| Recorded data |
* * * * *
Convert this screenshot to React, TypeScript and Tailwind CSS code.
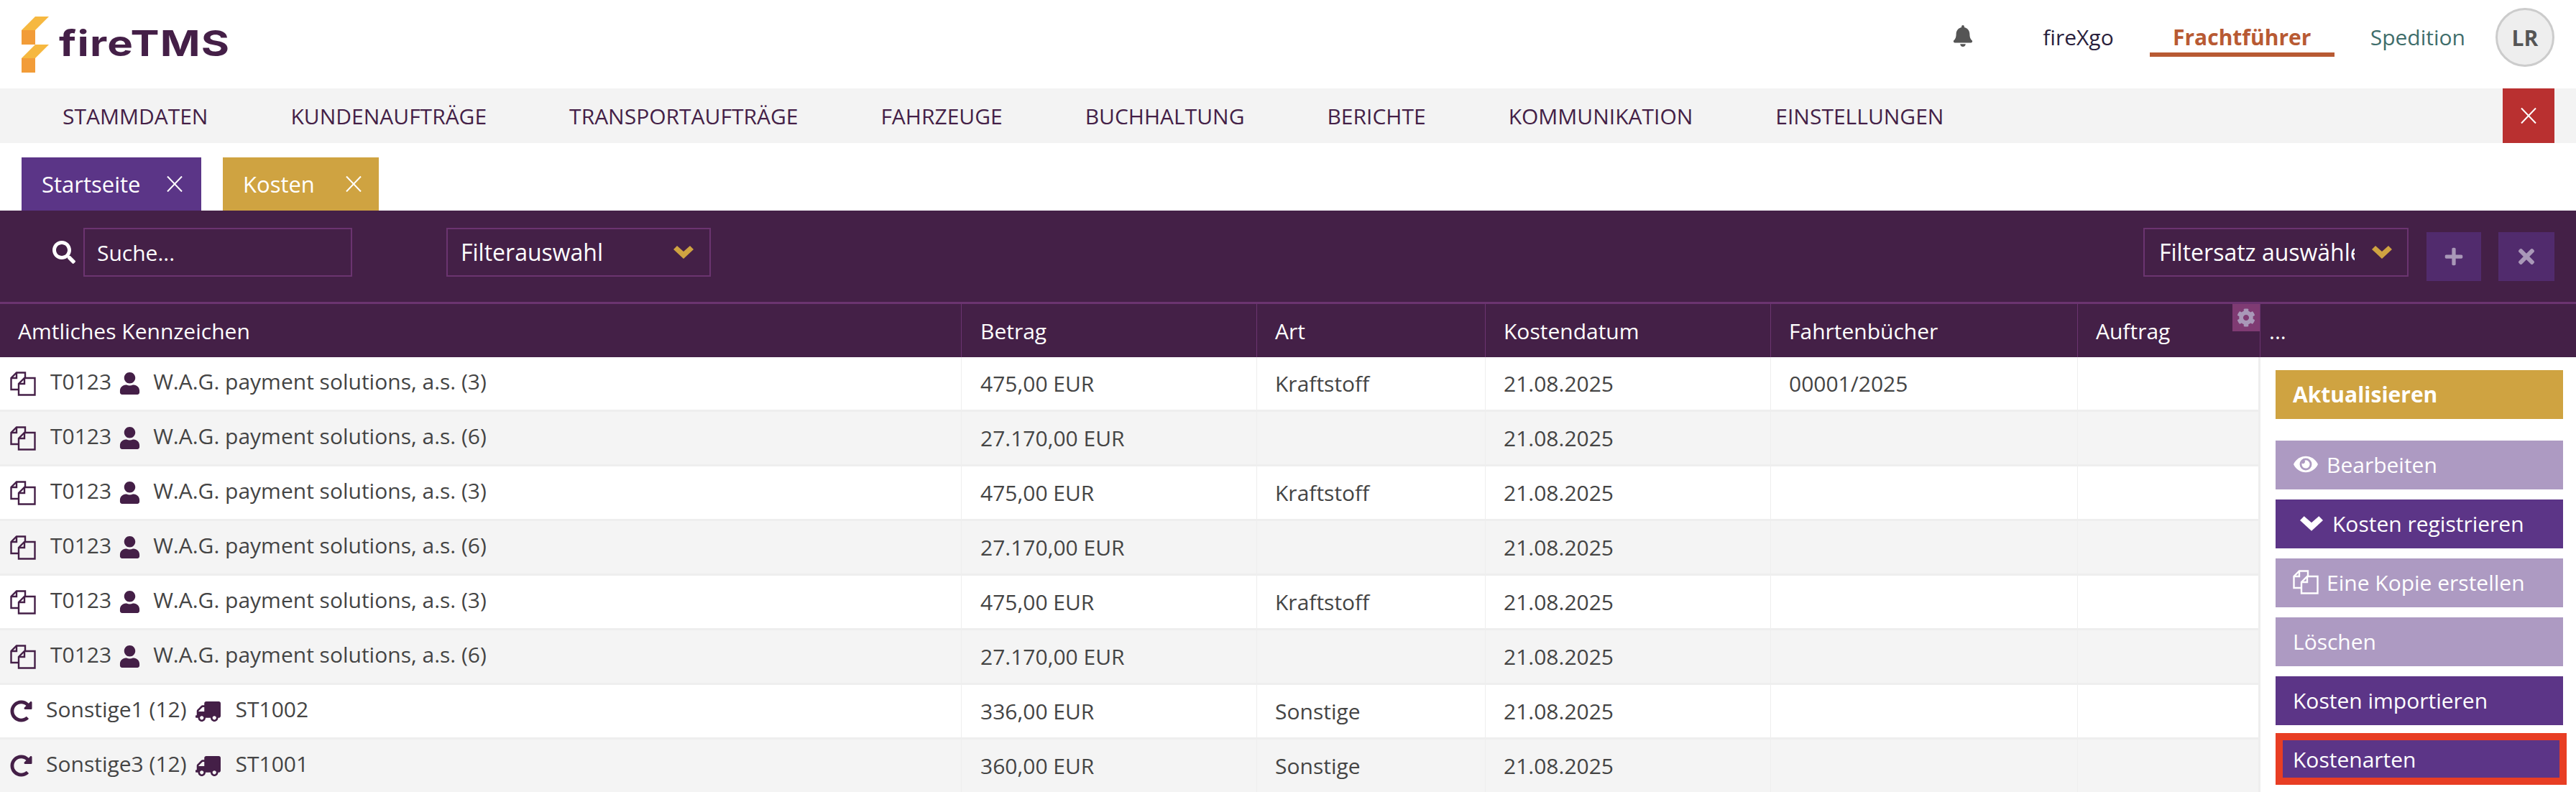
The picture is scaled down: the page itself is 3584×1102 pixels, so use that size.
import { FaBell, FaCog, FaEye, FaPlus, FaRedoAlt, FaSearch, FaTimes, FaTruck, FaUser } from "react-icons/fa";

const menu = ["STAMMDATEN", "KUNDENAUFTRÄGE", "TRANSPORTAUFTRÄGE", "FAHRZEUGE", "BUCHHALTUNG", "BERICHTE", "KOMMUNIKATION", "EINSTELLUNGEN"];

const rows = [
  { kind: "copy", name: "T0123", owner: "W.A.G. payment solutions, a.s. (3)", amount: "475,00 EUR", art: "Kraftstoff", book: "00001/2025" },
  { kind: "copy", name: "T0123", owner: "W.A.G. payment solutions, a.s. (6)", amount: "27.170,00 EUR", art: "", book: "" },
  { kind: "copy", name: "T0123", owner: "W.A.G. payment solutions, a.s. (3)", amount: "475,00 EUR", art: "Kraftstoff", book: "" },
  { kind: "copy", name: "T0123", owner: "W.A.G. payment solutions, a.s. (6)", amount: "27.170,00 EUR", art: "", book: "" },
  { kind: "copy", name: "T0123", owner: "W.A.G. payment solutions, a.s. (3)", amount: "475,00 EUR", art: "Kraftstoff", book: "" },
  { kind: "copy", name: "T0123", owner: "W.A.G. payment solutions, a.s. (6)", amount: "27.170,00 EUR", art: "", book: "" },
  { kind: "repeat", name: "Sonstige1 (12)", owner: "ST1002", amount: "336,00 EUR", art: "Sonstige", book: "" },
  { kind: "repeat", name: "Sonstige3 (12)", owner: "ST1001", amount: "360,00 EUR", art: "Sonstige", book: "" },
];

const ThinX = ({ className }: { className?: string }) => (
  <svg viewBox="0 0 22 22" className={className} fill="none" stroke="currentColor" strokeWidth="2">
    <path d="M1 0.5 L21 21.5 M21 0.5 L1 21.5" />
  </svg>
);

const CopyIcon = ({ className }: { className?: string }) => (
  <svg viewBox="0 0 36 34" className={className} fill="none" stroke="currentColor" strokeWidth="2.4">
    <path d="M11 25 H1.5 V9 L9 1.5 H21 V9" />
    <path d="M9 1.5 V9 H1.5" />
    <path d="M12 32.5 V17 L20 9 H34.5 V32.5 Z" />
    <path d="M20 9 V17 H12" />
  </svg>
);

const Chevron = ({ className }: { className?: string }) => (
  <svg viewBox="0 0 28 18" className={className} fill="currentColor">
    <polygon points="0,5 5,0 14,8 23,0 28,5 14,18" />
  </svg>
);

const Logo = () => (
  <svg viewBox="0 0 38 78" className="w-[38px] h-[78px]">
    <polygon points="19,0 38,0 19,19 0,19" fill="#F6B840" />
    <rect x="0" y="19" width="19" height="20" fill="#F29C38" />
    <polygon points="19,39 38,39 19,58 0,58" fill="#F6B840" />
    <rect x="0" y="58" width="19" height="20" fill="#F29C38" />
  </svg>
);

const btn = "flex items-center h-[68px] w-[400px] pl-6 pb-[2px] text-white text-[30px] shrink-0";

const App = () => {
  return (
    <div className="h-[1102px] w-[3584px] overflow-hidden bg-white text-[30px] text-[#444] font-['Open_Sans',sans-serif]">
      {/* top bar */}
      <header className="h-[123px] flex items-center pl-[30px] pr-[30px]">
        <Logo />
        <span className="ml-[14px] mb-[4px] inline-block origin-left scale-x-[1.2] text-[50px] leading-none font-bold text-[#441F47] font-['Inter',sans-serif] tracking-[1px]">fireTMS</span>
        <div className="ml-auto flex items-center">
          <FaBell className="text-[#555] w-[30px] h-[30px] mb-[23px]" />
          <span className="ml-[96px] mb-[21px] text-[#2a1f3d]">fireXgo</span>
          <span className="relative ml-[50px] w-[257px] mb-[21px] text-center font-bold text-[#B85A33]">
            Frachtführer
            <span className="absolute left-0 right-0 -bottom-[5px] h-[6px] bg-[#B85A33]" />
          </span>
          <span className="ml-[50px] mb-[21px] text-[#3F6E6B]">Spedition</span>
          <span className="ml-[42px] mb-[19px] w-[82px] h-[82px] rounded-full bg-[#EEE] border-[3px] border-[#CCC] flex items-center justify-center font-bold text-[#555]">LR</span>
        </div>
      </header>

      {/* main menu */}
      <nav className="h-[76px] bg-[#F3F3F3] flex items-center pl-[87px] pr-[30px] gap-[115px] text-[#441F47]">
        {menu.map((m) => (
          <span key={m}>{m}</span>
        ))}
        <button className="ml-auto w-[72px] h-full bg-[#B93030] text-white flex items-center justify-center">
          <ThinX className="w-[22px] h-[22px]" />
        </button>
      </nav>

      {/* tabs */}
      <div className="h-[94px] flex items-end pl-[30px] gap-[30px] text-white text-[31px]">
        <div className="h-[74px] w-[250px] bg-[#5B3587] flex items-center justify-between pl-[28px] pr-[26px]">
          <span>Startseite</span>
          <ThinX className="w-[22px] h-[22px]" />
        </div>
        <div className="h-[74px] w-[217px] bg-[#CFA341] flex items-center justify-between pl-[28px] pr-[24px]">
          <span>Kosten</span>
          <ThinX className="w-[22px] h-[22px]" />
        </div>
      </div>

      {/* filters */}
      <div className="h-[127px] bg-[#442047] flex items-start pt-[24px] text-white">
        <FaSearch className="ml-[73px] mt-[18px] w-[32px] h-[32px]" />
        <div className="ml-[11px] w-[374px] h-[68px] border-2 border-[#6B3470] flex items-center pl-[17px]">Suche...</div>
        <div className="ml-[131px] w-[368px] h-[68px] border-2 border-[#6B3470] flex items-center justify-between pl-[18px] pr-[22px] text-[32px]">
          <span>Filterauswahl</span>
          <Chevron className="w-[28px] h-[18px] text-[#CFA341]" />
        </div>
        <div className="ml-auto w-[369px] h-[68px] border-2 border-[#6B3470] flex items-center pl-[20px] text-[32px]">
          <span className="w-[272px] overflow-hidden whitespace-nowrap">Filtersatz auswählen</span>
          <Chevron className="ml-[24px] w-[28px] h-[18px] text-[#CFA341]" />
        </div>
        <button className="ml-[25px] mt-[6px] w-[76px] h-[68px] bg-[#512B6D] flex items-center justify-center text-[#A998B8]">
          <FaPlus className="w-[28px] h-[28px]" />
        </button>
        <button className="ml-[24px] mr-[30px] mt-[6px] w-[78px] h-[68px] bg-[#512B6D] flex items-center justify-center text-[#A998B8]">
          <FaTimes className="w-[28px] h-[32px]" />
        </button>
      </div>

      {/* table */}
      <table className="w-full table-fixed border-separate border-spacing-0">
        <colgroup>
          <col className="w-[1338px]" />
          <col className="w-[411px]" />
          <col className="w-[318px]" />
          <col className="w-[397px]" />
          <col className="w-[427px]" />
          <col className="w-[254px]" />
          <col className="w-[439px]" />
        </colgroup>
        <thead>
          <tr className="bg-[#442047] text-white text-left">
            <th className="h-[77px] font-normal pl-[25px] border-t-[3px] border-r border-[#6B3470]">Amtliches Kennzeichen</th>
            <th className="font-normal pl-[26px] border-t-[3px] border-r border-[#6B3470]">Betrag</th>
            <th className="font-normal pl-[25px] border-t-[3px] border-r border-[#6B3470]">Art</th>
            <th className="font-normal pl-[25px] border-t-[3px] border-r border-[#6B3470]">Kostendatum</th>
            <th className="font-normal pl-[25px] border-t-[3px] border-r border-[#6B3470]">Fahrtenbücher</th>
            <th className="relative font-normal pl-[25px] border-t-[3px] border-r border-[#6B3470]">
              Auftrag
              <span className="absolute top-0 right-0 w-[38px] h-[38px] bg-[#7F3B73] flex items-center justify-center text-[#A998B8]">
                <FaCog className="w-[26px] h-[26px]" />
              </span>
            </th>
            <th className="font-normal pl-[12px] border-t-[3px] border-[#6B3470]">...</th>
          </tr>
        </thead>
        <tbody>
          {rows.map((row, i) => (
            <tr key={i} className={i % 2 ? "bg-[#F4F4F4]" : "bg-white"}>
              <td className="h-[76px] pl-[14px] border-b-[3px] border-r border-[#EEE]">
                <div className="flex items-center whitespace-nowrap text-[#444]">
                  {row.kind === "copy" ? (
                    <>
                      <CopyIcon className="w-[36px] h-[34px] text-[#441F47]" />
                      <span className="ml-[20px] mb-[6px]">{row.name}</span>
                      <FaUser className="ml-[11px] w-[29px] h-[31px] text-[#441F47]" />
                      <span className="ml-[18px] mb-[6px]">{row.owner}</span>
                    </>
                  ) : (
                    <>
                      <FaRedoAlt className="w-[31px] h-[31px] text-[#441F47]" />
                      <span className="ml-[19px] mb-[6px]">{row.name}</span>
                      <FaTruck className="ml-[12px] w-[35px] h-[30px] text-[#441F47] -scale-x-100" />
                      <span className="ml-[21px] mb-[6px]">{row.owner}</span>
                    </>
                  )}
                </div>
              </td>
              <td className="pl-[26px] border-b-[3px] border-r border-[#EEE]">{row.amount}</td>
              <td className="pl-[25px] border-b-[3px] border-r border-[#EEE]">{row.art}</td>
              <td className="pl-[25px] border-b-[3px] border-r border-[#EEE]">21.08.2025</td>
              <td className="pl-[25px] border-b-[3px] border-r border-[#EEE]">{row.book}</td>
              <td className="border-b-[3px] border-r-[3px] border-[#EEE]"></td>
              {i === 0 && (
                <td rowSpan={rows.length} className="align-top bg-white pl-[21px] pt-[18px]">
                  <div className="flex flex-col">
                    <button className={`${btn} bg-[#CFA341] font-bold`}>Aktualisieren</button>
                    <button className={`${btn} mt-[30px] bg-[#AD9AC2]`}>
                      <FaEye className="w-[36px] h-[30px] mr-[11px]" />
                      Bearbeiten
                    </button>
                    <button className={`${btn} mt-[14px] bg-[#5C3587] !pl-[34px]`}>
                      <Chevron className="w-[32px] h-[21px] mr-[13px]" />
                      Kosten registrieren
                    </button>
                    <button className={`${btn} mt-[14px] bg-[#AD9AC2]`}>
                      <CopyIcon className="w-[36px] h-[34px] mr-[11px]" />
                      Eine Kopie erstellen
                    </button>
                    <button className={`${btn} mt-[14px] bg-[#AD9AC2]`}>Löschen</button>
                    <button className={`${btn} mt-[14px] bg-[#5C3587]`}>Kosten importieren</button>
                    <button className="flex items-center h-[72px] w-[405px] mt-[11px] pl-[14px] border-[10px] border-[#E83E24] bg-[#5C3587] text-white text-[30px]">Kostenarten</button>
                  </div>
                </td>
              )}
            </tr>
          ))}
        </tbody>
      </table>
    </div>
  );
};

export default App;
* * * * *
| Directions for this task |
Of the lines above, retype only those from the line containing "The picture is" through the line containing "FaTimes, FaTruck, FaUser", including both, exactly.

| Response below |
The picture is scaled down: the page itself is 3584×1102 pixels, so use that size.
import { FaBell, FaCog, FaEye, FaPlus, FaRedoAlt, FaSearch, FaTimes, FaTruck, FaUser } from "react-icons/fa";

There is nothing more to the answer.